Aim of the task.
Among the following entries, count the lines that contain "this" and report only the result.

Data excerpts.

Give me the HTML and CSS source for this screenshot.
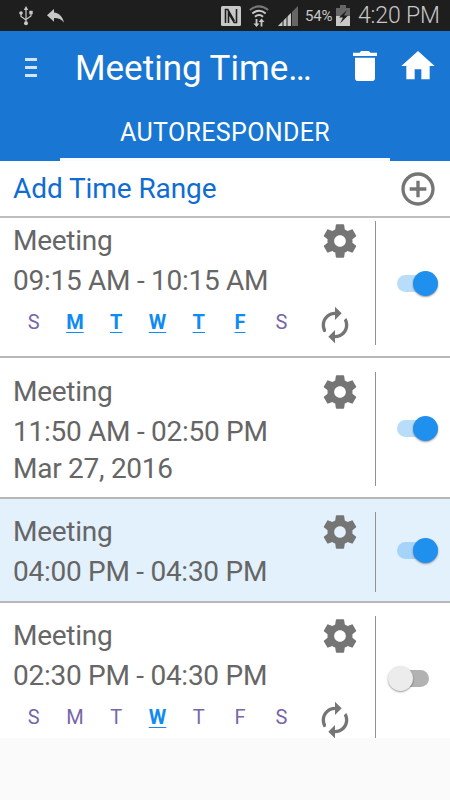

* * *

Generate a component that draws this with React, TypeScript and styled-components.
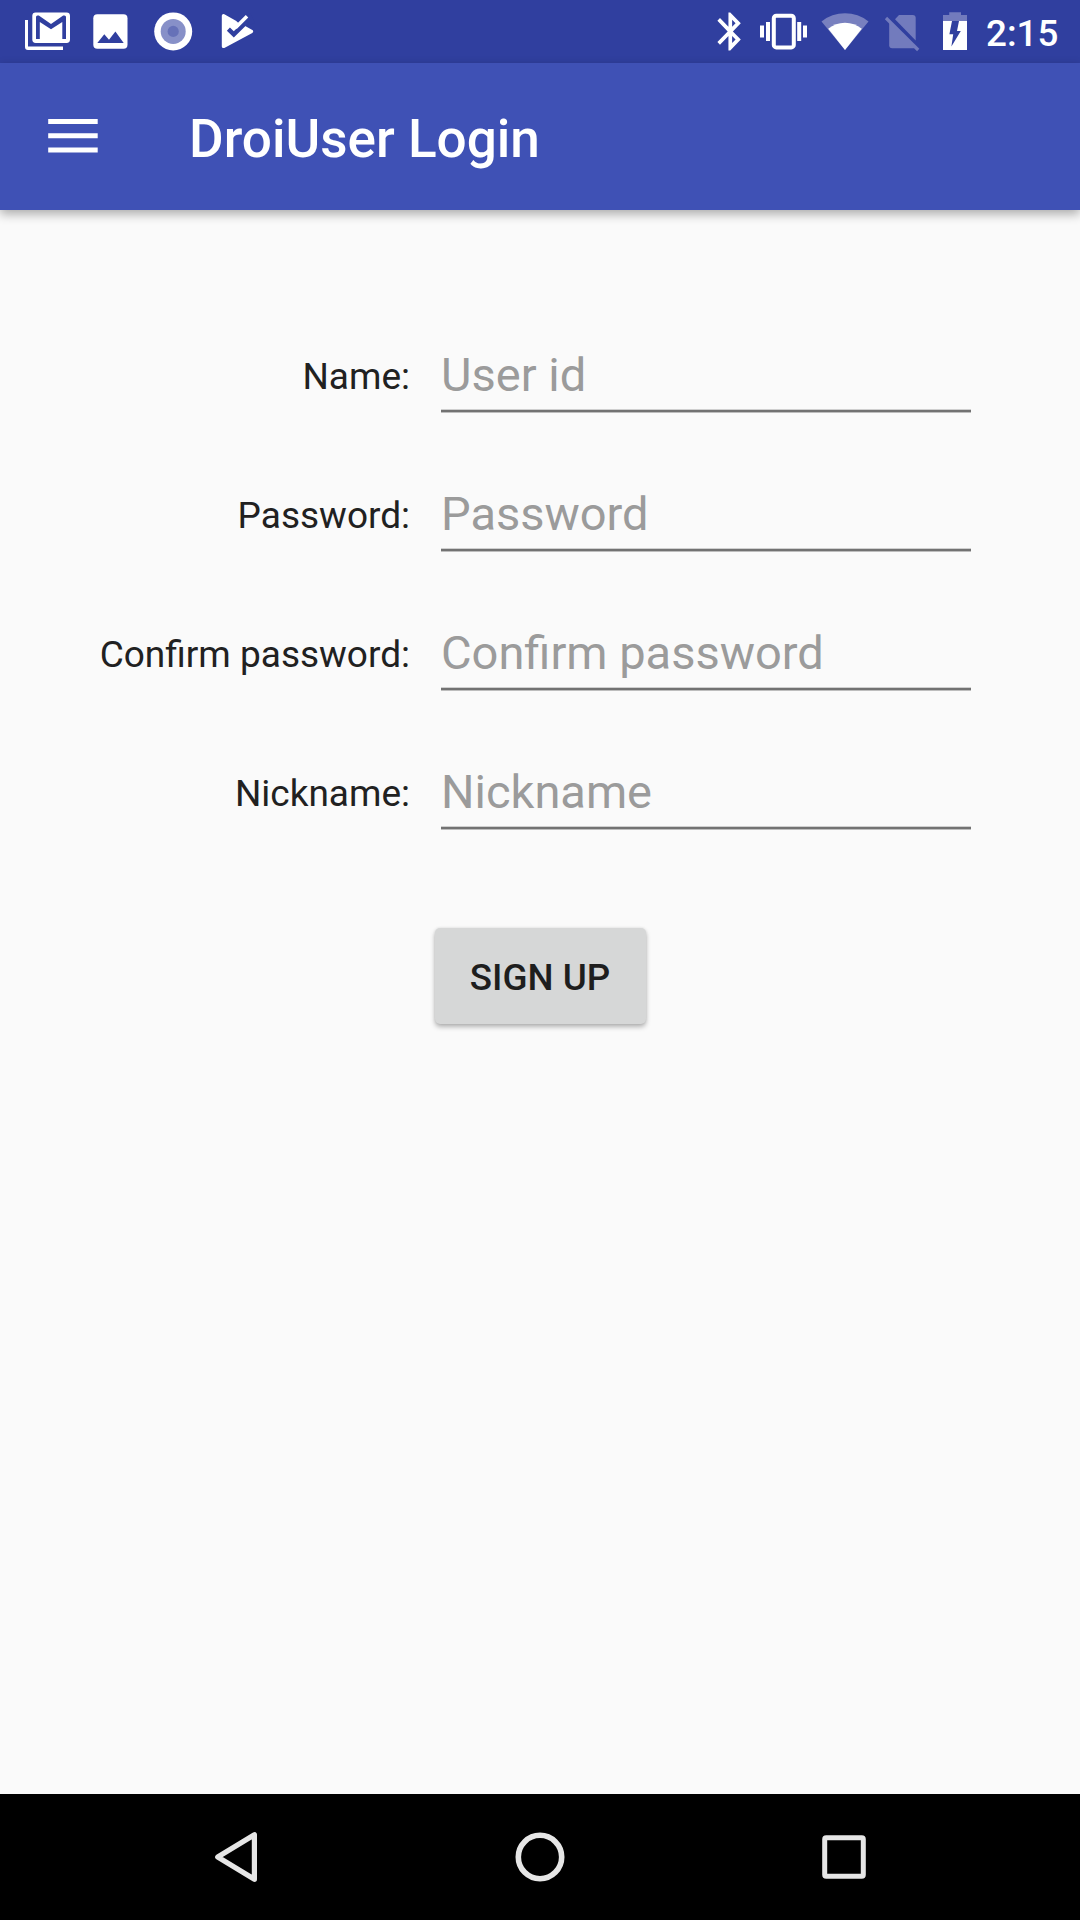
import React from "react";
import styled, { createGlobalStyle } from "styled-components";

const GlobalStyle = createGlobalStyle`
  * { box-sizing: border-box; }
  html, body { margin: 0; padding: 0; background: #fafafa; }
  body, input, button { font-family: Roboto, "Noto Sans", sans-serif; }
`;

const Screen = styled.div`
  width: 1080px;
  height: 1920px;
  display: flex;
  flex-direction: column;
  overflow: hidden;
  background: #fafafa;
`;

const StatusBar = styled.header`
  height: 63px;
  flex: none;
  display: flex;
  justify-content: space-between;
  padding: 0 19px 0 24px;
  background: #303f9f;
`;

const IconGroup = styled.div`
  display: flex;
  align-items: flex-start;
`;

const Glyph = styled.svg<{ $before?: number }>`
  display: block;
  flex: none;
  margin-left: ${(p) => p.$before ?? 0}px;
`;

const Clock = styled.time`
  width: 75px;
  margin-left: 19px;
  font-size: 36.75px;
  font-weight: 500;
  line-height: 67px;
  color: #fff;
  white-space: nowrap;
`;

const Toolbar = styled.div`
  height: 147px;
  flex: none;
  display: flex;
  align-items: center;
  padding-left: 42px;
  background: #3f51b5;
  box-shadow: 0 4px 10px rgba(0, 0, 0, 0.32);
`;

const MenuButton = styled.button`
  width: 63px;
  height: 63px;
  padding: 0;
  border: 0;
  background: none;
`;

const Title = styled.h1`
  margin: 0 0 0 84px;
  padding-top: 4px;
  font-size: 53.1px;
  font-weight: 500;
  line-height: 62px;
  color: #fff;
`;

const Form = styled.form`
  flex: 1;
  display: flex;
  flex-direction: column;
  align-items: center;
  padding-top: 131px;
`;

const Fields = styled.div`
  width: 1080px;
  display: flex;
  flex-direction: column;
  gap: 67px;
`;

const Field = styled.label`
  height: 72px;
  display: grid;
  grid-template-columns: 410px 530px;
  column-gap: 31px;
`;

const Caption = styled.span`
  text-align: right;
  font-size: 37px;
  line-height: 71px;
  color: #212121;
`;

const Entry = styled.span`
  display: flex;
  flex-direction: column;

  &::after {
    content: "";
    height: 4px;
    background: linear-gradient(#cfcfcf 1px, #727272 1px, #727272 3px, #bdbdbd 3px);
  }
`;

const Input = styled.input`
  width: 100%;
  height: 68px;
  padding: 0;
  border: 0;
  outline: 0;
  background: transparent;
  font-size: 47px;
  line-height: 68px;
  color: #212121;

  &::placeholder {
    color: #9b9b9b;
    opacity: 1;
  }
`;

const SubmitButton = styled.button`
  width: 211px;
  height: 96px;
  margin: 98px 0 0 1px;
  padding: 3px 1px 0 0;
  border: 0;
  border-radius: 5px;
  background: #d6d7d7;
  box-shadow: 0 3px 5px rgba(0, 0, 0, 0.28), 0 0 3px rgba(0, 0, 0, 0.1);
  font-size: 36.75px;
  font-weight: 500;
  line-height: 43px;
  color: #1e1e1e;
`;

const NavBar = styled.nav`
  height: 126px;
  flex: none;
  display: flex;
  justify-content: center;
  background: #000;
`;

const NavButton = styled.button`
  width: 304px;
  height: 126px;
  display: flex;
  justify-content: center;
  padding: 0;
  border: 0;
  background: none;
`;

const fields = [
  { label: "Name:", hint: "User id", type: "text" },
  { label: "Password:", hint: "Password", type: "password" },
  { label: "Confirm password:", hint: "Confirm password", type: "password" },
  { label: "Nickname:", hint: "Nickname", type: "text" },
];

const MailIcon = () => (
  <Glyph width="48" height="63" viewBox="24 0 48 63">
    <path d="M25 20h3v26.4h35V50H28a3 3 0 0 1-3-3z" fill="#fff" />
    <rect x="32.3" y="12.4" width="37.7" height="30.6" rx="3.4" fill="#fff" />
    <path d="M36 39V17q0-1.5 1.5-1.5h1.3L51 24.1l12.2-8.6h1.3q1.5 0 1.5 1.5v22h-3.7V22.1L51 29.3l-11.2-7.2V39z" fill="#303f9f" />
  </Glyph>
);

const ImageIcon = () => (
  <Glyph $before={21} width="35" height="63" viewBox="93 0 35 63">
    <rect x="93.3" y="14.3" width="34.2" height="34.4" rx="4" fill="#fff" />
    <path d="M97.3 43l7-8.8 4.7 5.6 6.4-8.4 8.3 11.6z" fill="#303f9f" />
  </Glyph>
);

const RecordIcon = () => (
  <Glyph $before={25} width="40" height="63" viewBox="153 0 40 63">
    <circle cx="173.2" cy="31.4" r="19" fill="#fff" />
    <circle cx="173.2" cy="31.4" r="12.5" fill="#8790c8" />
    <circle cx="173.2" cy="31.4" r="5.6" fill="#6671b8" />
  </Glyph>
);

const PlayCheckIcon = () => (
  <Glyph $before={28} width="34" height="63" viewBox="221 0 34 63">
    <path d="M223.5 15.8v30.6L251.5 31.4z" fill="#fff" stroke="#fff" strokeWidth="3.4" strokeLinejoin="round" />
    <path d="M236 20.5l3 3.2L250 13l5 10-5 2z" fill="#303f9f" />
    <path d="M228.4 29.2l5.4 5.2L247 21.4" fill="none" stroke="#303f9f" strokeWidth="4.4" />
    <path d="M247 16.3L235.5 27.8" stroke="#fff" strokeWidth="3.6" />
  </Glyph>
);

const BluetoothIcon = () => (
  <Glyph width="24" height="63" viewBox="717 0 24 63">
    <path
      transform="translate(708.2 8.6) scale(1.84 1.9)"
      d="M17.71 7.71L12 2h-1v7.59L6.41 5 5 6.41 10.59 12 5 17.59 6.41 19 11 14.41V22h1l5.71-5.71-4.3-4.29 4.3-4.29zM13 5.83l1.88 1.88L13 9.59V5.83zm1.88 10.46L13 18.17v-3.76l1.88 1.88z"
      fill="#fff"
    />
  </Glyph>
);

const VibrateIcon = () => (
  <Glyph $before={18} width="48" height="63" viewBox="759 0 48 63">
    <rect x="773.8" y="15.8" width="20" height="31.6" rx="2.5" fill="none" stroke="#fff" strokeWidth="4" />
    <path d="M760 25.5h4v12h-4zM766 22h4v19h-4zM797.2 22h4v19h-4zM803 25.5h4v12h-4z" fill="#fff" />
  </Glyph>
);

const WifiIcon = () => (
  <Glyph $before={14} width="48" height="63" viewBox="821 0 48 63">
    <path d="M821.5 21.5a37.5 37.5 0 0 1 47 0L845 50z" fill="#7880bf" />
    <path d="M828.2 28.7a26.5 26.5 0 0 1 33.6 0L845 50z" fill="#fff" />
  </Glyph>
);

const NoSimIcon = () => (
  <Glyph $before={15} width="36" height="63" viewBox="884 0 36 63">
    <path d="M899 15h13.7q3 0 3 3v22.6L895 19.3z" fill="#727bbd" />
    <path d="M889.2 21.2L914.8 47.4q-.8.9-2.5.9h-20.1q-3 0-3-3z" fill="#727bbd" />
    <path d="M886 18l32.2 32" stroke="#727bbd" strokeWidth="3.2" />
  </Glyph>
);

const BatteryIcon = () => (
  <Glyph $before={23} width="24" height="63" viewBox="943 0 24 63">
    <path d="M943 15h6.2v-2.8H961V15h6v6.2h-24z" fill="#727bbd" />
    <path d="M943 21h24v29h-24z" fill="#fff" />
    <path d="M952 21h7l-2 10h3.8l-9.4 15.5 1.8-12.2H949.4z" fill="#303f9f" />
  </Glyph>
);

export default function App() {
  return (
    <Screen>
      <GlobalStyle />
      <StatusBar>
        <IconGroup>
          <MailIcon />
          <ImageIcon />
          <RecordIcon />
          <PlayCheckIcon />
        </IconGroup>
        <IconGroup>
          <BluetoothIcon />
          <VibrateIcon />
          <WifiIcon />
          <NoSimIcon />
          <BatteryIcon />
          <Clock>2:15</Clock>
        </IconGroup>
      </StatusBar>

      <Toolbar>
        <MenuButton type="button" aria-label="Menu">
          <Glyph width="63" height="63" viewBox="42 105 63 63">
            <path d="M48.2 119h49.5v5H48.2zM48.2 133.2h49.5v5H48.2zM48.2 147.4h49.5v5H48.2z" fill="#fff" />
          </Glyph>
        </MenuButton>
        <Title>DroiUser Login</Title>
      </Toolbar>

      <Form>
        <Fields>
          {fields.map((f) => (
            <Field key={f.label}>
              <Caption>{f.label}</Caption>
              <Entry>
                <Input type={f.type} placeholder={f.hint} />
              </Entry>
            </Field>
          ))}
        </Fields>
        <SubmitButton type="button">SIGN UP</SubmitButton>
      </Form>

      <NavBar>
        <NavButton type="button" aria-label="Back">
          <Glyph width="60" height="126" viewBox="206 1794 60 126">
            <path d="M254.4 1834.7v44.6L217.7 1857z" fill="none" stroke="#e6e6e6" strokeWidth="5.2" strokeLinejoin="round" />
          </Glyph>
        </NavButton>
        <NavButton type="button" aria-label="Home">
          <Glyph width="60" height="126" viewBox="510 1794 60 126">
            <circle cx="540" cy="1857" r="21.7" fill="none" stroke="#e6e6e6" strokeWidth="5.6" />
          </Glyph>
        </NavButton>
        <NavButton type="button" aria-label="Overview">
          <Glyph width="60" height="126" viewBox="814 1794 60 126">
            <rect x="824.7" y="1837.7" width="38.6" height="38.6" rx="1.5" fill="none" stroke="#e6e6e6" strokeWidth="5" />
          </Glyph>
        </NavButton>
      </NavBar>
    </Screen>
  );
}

Solved problem.
2